What the exercise asks:
How many of the lines below include "index"? Give the number and no other words.

Material:
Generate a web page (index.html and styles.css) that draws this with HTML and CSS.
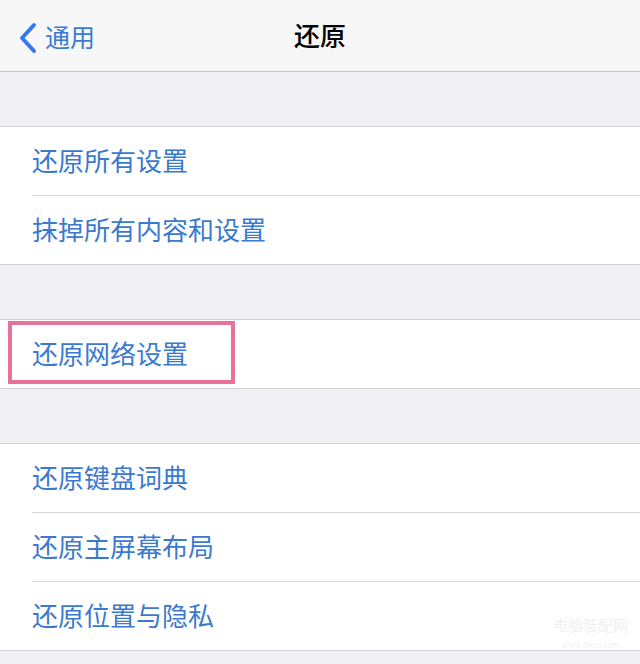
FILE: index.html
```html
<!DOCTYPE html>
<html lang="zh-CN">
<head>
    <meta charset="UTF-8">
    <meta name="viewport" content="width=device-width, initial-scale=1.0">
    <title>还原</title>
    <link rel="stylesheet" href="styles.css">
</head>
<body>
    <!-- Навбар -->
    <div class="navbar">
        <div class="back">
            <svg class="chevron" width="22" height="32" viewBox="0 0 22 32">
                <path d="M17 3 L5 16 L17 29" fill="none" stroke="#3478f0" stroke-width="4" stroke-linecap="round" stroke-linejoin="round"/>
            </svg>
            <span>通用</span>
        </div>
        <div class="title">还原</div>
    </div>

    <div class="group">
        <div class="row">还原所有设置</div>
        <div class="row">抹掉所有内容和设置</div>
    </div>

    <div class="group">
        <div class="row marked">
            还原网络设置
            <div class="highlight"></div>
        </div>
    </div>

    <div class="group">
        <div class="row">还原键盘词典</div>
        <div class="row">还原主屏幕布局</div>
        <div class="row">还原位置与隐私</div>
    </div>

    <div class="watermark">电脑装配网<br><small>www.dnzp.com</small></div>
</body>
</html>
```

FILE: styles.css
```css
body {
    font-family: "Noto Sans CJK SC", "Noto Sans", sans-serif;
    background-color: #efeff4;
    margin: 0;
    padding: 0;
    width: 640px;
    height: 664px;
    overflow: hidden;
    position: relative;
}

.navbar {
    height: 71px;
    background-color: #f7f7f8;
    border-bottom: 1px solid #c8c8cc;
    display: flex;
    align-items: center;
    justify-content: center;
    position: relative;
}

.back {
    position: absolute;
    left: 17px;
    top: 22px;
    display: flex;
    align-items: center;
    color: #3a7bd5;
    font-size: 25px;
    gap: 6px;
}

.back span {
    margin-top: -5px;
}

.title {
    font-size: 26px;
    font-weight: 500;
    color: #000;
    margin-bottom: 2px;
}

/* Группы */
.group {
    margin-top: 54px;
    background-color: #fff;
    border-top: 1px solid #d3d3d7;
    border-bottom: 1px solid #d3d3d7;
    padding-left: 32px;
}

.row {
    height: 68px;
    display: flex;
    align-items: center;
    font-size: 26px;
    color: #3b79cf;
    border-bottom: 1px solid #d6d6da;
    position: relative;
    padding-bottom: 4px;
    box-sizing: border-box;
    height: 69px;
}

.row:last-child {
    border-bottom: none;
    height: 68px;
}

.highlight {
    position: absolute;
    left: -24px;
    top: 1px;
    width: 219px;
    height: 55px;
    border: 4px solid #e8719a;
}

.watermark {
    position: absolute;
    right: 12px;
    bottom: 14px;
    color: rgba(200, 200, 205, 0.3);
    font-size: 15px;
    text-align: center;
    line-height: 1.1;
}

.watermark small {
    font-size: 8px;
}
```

Response:
2